We ask it, in the spirit of love, of Him Who is the Source of Love, and Who is the ever-faithful refuge and friend of all that are sore beset and seek His aid with humble and contrite hearts. Amen.

That was awful thoughts and awful words — words Twain hoped would make the pious devout celebrating war “pause and think.” He expected those words would provoke an argument. He expected that the pious adherents of “country and flag” would protest that they did not desire such awful things, and that this was not what they intended or meant when they prayed “Grant us the victory.” He expected them to reject his blunt, unforgiving description of the coming carnage and to profess to be offended by his implied accusation that they would take delight in such things.

But I’ve come to think that Twain was wrong. The error here for misanthropic, disillusioned, cynical old Mark Twain was that he was not cynical enough.

JeffersBrody

Consider, for example, how excited CBN’s David Brody and Southern Baptist pastor Robert Jeffress seem to be about the prospect of war with North Korea:

Sometimes you’ve got to stop evil. It’s biblical. In North Korea, it’s pretty clear that their dictator is downright evil. So tonight, Pastor Robert Jeffress, a longtime evangelical backer of Donald Trump, just released a statement saying the president has the moral authority to take out Kim Jong Un. This comes after Trump said today that if North Korea continues to threaten the U.S. then they will “be met with fire and fury like the world has never seen.”
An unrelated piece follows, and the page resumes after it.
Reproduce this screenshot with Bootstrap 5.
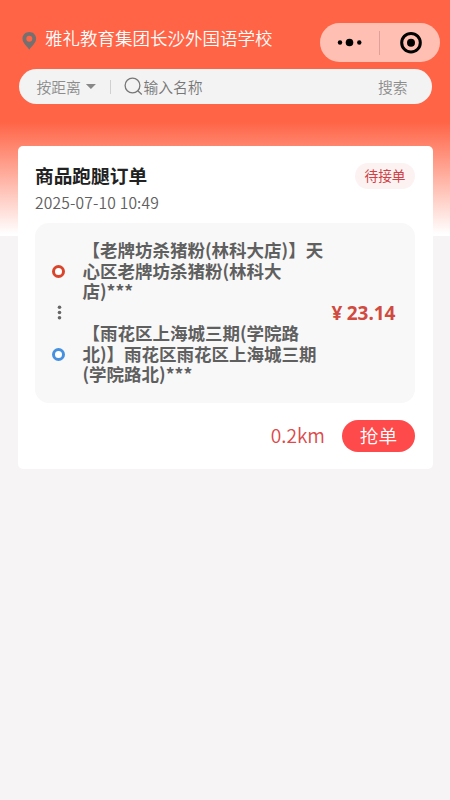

Here’s the statement given to The Brody File:

“When it comes to how we should deal with evil doers, the Bible, in the book of Romans, is very clear: God has endowed rulers full power to use whatever means necessary — including war — to stop evil. In the case of North Korea, God has given Trump authority to take out Kim Jong-Un. I’m heartened to see that our president — contrary to what we’ve seen with past administrations who have taken, at best, a sheepish stance toward dictators and oppressors — will not tolerate any threat against the American people. When President Trump draws a red line, he will not erase it, move it, or back away from it. Thank God for a President who is serious about protecting our country.”

Twain imagined that the cruelty of the second, unspoken prayer articulated by the aged stranger would give pause to patriots celebrating war. He imagined, at the least, that his rebuke might anger or offend them — prompting them to deny any unspoken wish to “wring the hearts of their unoffending widows with unavailing grief” or to “tear their soldiers to bloody shreds with our shells.” Twain expected them to defend themselves from his accusation that they secretly delighted in the prospect of the enemy’s children forced to “wander unfriended in the wastes of their desolated land in rags and hunger and thirst.”

But it turns out they’re fine with both prayers. They’re not merely silently implying the second prayer uttered by Twain’s celestial messenger — they’re praying both prayers, out loud. With a smile.

Twain’s parable ends with the congregation dismissing the visitor as “a lunatic, because there was no sense in what he said,” but Jeffress and Brody and countless other pious members of the 81 percent think it made perfect sense. They endorse every word of it with a hearty “Amen!”

Twain’s description of “the shrieks of their wounded, writhing in pain,” like Trump’s boast of “fire and fury,” only whets their appetite. This is what they want. This is what they beseech God to grant for them and what they believe God will allow and condone and empower because it is what they believe their God wants too.